## What you should do
Repeat the lines below exactly as they appear, but leave out the images.

--- start of Source material ---

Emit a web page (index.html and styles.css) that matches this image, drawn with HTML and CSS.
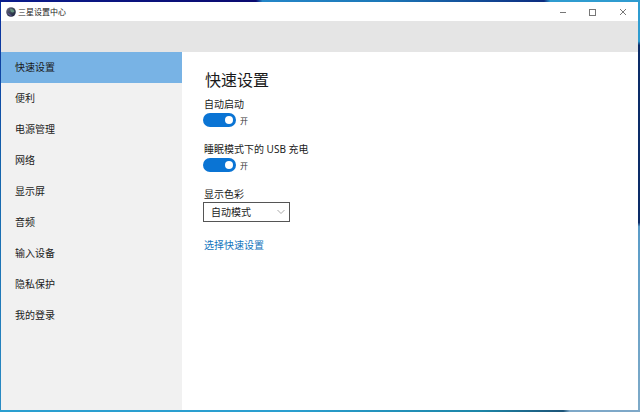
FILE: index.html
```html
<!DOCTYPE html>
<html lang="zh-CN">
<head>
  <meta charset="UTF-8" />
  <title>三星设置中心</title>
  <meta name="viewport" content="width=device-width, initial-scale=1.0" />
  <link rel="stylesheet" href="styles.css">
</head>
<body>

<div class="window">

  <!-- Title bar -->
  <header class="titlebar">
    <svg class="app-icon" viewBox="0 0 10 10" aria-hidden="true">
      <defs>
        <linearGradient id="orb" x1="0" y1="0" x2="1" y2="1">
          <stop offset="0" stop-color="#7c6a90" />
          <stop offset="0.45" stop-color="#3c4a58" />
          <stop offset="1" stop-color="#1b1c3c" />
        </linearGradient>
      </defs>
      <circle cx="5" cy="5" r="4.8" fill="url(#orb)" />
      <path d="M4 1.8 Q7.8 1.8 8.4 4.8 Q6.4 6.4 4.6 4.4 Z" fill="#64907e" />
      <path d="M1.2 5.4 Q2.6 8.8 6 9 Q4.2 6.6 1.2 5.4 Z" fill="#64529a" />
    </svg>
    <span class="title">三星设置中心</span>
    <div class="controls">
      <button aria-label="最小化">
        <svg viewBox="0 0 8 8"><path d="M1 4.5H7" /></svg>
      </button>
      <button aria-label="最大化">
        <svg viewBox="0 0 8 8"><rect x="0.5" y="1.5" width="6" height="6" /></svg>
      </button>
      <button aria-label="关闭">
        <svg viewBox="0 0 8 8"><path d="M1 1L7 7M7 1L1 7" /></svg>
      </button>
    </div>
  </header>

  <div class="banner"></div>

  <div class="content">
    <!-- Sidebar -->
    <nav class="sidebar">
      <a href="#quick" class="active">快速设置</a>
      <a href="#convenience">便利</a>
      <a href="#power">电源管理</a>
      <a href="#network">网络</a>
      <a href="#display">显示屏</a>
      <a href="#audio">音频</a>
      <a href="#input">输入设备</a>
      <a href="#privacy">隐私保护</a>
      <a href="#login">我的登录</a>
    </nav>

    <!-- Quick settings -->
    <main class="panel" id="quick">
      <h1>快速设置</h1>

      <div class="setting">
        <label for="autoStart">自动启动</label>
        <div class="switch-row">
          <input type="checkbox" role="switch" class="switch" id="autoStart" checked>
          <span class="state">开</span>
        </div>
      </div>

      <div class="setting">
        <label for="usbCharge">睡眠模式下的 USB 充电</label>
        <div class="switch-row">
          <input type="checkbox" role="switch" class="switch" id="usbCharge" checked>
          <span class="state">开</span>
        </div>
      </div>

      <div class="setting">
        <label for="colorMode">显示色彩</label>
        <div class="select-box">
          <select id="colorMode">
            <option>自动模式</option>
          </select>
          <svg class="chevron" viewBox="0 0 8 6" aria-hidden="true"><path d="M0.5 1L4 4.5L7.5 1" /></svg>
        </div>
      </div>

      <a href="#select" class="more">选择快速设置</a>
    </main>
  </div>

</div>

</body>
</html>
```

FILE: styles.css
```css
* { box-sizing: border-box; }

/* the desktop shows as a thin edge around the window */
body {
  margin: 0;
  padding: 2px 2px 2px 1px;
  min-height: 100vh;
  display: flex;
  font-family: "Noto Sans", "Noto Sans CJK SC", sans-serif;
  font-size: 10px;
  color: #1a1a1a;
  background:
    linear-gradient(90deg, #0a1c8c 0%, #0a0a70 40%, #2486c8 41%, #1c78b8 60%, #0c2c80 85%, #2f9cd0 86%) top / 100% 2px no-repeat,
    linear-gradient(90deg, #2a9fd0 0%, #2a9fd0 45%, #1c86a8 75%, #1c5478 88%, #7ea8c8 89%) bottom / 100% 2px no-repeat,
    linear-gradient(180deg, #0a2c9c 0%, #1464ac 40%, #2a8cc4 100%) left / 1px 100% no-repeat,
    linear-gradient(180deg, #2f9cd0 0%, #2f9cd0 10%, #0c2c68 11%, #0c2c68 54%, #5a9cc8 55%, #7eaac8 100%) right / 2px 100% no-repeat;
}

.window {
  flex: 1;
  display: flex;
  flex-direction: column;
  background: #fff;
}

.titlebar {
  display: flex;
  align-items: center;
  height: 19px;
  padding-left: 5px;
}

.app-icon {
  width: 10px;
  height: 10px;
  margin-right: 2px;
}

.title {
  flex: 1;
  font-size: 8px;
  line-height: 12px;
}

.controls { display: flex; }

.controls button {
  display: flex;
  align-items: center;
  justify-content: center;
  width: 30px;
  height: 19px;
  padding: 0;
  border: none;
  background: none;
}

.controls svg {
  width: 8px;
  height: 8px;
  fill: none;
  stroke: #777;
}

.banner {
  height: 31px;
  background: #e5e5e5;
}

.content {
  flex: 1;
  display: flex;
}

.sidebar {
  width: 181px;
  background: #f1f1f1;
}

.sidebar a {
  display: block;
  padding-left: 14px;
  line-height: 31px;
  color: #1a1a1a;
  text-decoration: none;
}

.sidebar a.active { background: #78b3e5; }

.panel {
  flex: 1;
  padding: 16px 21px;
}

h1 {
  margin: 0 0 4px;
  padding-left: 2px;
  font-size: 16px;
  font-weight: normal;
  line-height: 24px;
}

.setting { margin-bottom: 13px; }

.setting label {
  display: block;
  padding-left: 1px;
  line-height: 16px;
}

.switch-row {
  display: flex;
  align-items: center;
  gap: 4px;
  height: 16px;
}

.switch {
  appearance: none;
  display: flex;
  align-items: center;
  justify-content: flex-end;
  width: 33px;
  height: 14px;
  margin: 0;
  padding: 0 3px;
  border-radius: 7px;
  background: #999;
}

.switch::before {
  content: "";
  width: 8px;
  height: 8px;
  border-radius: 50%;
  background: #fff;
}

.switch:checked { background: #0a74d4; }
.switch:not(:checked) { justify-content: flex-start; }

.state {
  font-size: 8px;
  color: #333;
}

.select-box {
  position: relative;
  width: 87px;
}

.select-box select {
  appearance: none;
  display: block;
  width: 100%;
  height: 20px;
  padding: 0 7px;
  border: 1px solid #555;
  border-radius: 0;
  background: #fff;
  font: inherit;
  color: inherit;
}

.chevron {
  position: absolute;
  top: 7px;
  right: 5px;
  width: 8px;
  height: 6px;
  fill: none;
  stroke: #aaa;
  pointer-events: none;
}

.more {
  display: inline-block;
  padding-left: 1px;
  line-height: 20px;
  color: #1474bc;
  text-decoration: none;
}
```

--- end of Source material ---

## Answer to this task
Emit a web page (index.html and styles.css) that matches this image, drawn with HTML and CSS.
FILE: index.html
```html
<!DOCTYPE html>
<html lang="zh-CN">
<head>
  <meta charset="UTF-8" />
  <title>三星设置中心</title>
  <meta name="viewport" content="width=device-width, initial-scale=1.0" />
  <link rel="stylesheet" href="styles.css">
</head>
<body>

<div class="window">

  <!-- Title bar -->
  <header class="titlebar">
    <svg class="app-icon" viewBox="0 0 10 10" aria-hidden="true">
      <defs>
        <linearGradient id="orb" x1="0" y1="0" x2="1" y2="1">
          <stop offset="0" stop-color="#7c6a90" />
          <stop offset="0.45" stop-color="#3c4a58" />
          <stop offset="1" stop-color="#1b1c3c" />
        </linearGradient>
      </defs>
      <circle cx="5" cy="5" r="4.8" fill="url(#orb)" />
      <path d="M4 1.8 Q7.8 1.8 8.4 4.8 Q6.4 6.4 4.6 4.4 Z" fill="#64907e" />
      <path d="M1.2 5.4 Q2.6 8.8 6 9 Q4.2 6.6 1.2 5.4 Z" fill="#64529a" />
    </svg>
    <span class="title">三星设置中心</span>
    <div class="controls">
      <button aria-label="最小化">
        <svg viewBox="0 0 8 8"><path d="M1 4.5H7" /></svg>
      </button>
      <button aria-label="最大化">
        <svg viewBox="0 0 8 8"><rect x="0.5" y="1.5" width="6" height="6" /></svg>
      </button>
      <button aria-label="关闭">
        <svg viewBox="0 0 8 8"><path d="M1 1L7 7M7 1L1 7" /></svg>
      </button>
    </div>
  </header>

  <div class="banner"></div>

  <div class="content">
    <!-- Sidebar -->
    <nav class="sidebar">
      <a href="#quick" class="active">快速设置</a>
      <a href="#convenience">便利</a>
      <a href="#power">电源管理</a>
      <a href="#network">网络</a>
      <a href="#display">显示屏</a>
      <a href="#audio">音频</a>
      <a href="#input">输入设备</a>
      <a href="#privacy">隐私保护</a>
      <a href="#login">我的登录</a>
    </nav>

    <!-- Quick settings -->
    <main class="panel" id="quick">
      <h1>快速设置</h1>

      <div class="setting">
        <label for="autoStart">自动启动</label>
        <div class="switch-row">
          <input type="checkbox" role="switch" class="switch" id="autoStart" checked>
          <span class="state">开</span>
        </div>
      </div>

      <div class="setting">
        <label for="usbCharge">睡眠模式下的 USB 充电</label>
        <div class="switch-row">
          <input type="checkbox" role="switch" class="switch" id="usbCharge" checked>
          <span class="state">开</span>
        </div>
      </div>

      <div class="setting">
        <label for="colorMode">显示色彩</label>
        <div class="select-box">
          <select id="colorMode">
            <option>自动模式</option>
          </select>
          <svg class="chevron" viewBox="0 0 8 6" aria-hidden="true"><path d="M0.5 1L4 4.5L7.5 1" /></svg>
        </div>
      </div>

      <a href="#select" class="more">选择快速设置</a>
    </main>
  </div>

</div>

</body>
</html>
```

FILE: styles.css
```css
* { box-sizing: border-box; }

/* the desktop shows as a thin edge around the window */
body {
  margin: 0;
  padding: 2px 2px 2px 1px;
  min-height: 100vh;
  display: flex;
  font-family: "Noto Sans", "Noto Sans CJK SC", sans-serif;
  font-size: 10px;
  color: #1a1a1a;
  background:
    linear-gradient(90deg, #0a1c8c 0%, #0a0a70 40%, #2486c8 41%, #1c78b8 60%, #0c2c80 85%, #2f9cd0 86%) top / 100% 2px no-repeat,
    linear-gradient(90deg, #2a9fd0 0%, #2a9fd0 45%, #1c86a8 75%, #1c5478 88%, #7ea8c8 89%) bottom / 100% 2px no-repeat,
    linear-gradient(180deg, #0a2c9c 0%, #1464ac 40%, #2a8cc4 100%) left / 1px 100% no-repeat,
    linear-gradient(180deg, #2f9cd0 0%, #2f9cd0 10%, #0c2c68 11%, #0c2c68 54%, #5a9cc8 55%, #7eaac8 100%) right / 2px 100% no-repeat;
}

.window {
  flex: 1;
  display: flex;
  flex-direction: column;
  background: #fff;
}

.titlebar {
  display: flex;
  align-items: center;
  height: 19px;
  padding-left: 5px;
}

.app-icon {
  width: 10px;
  height: 10px;
  margin-right: 2px;
}

.title {
  flex: 1;
  font-size: 8px;
  line-height: 12px;
}

.controls { display: flex; }

.controls button {
  display: flex;
  align-items: center;
  justify-content: center;
  width: 30px;
  height: 19px;
  padding: 0;
  border: none;
  background: none;
}

.controls svg {
  width: 8px;
  height: 8px;
  fill: none;
  stroke: #777;
}

.banner {
  height: 31px;
  background: #e5e5e5;
}

.content {
  flex: 1;
  display: flex;
}

.sidebar {
  width: 181px;
  background: #f1f1f1;
}

.sidebar a {
  display: block;
  padding-left: 14px;
  line-height: 31px;
  color: #1a1a1a;
  text-decoration: none;
}

.sidebar a.active { background: #78b3e5; }

.panel {
  flex: 1;
  padding: 16px 21px;
}

h1 {
  margin: 0 0 4px;
  padding-left: 2px;
  font-size: 16px;
  font-weight: normal;
  line-height: 24px;
}

.setting { margin-bottom: 13px; }

.setting label {
  display: block;
  padding-left: 1px;
  line-height: 16px;
}

.switch-row {
  display: flex;
  align-items: center;
  gap: 4px;
  height: 16px;
}

.switch {
  appearance: none;
  display: flex;
  align-items: center;
  justify-content: flex-end;
  width: 33px;
  height: 14px;
  margin: 0;
  padding: 0 3px;
  border-radius: 7px;
  background: #999;
}

.switch::before {
  content: "";
  width: 8px;
  height: 8px;
  border-radius: 50%;
  background: #fff;
}

.switch:checked { background: #0a74d4; }
.switch:not(:checked) { justify-content: flex-start; }

.state {
  font-size: 8px;
  color: #333;
}

.select-box {
  position: relative;
  width: 87px;
}

.select-box select {
  appearance: none;
  display: block;
  width: 100%;
  height: 20px;
  padding: 0 7px;
  border: 1px solid #555;
  border-radius: 0;
  background: #fff;
  font: inherit;
  color: inherit;
}

.chevron {
  position: absolute;
  top: 7px;
  right: 5px;
  width: 8px;
  height: 6px;
  fill: none;
  stroke: #aaa;
  pointer-events: none;
}

.more {
  display: inline-block;
  padding-left: 1px;
  line-height: 20px;
  color: #1474bc;
  text-decoration: none;
}
```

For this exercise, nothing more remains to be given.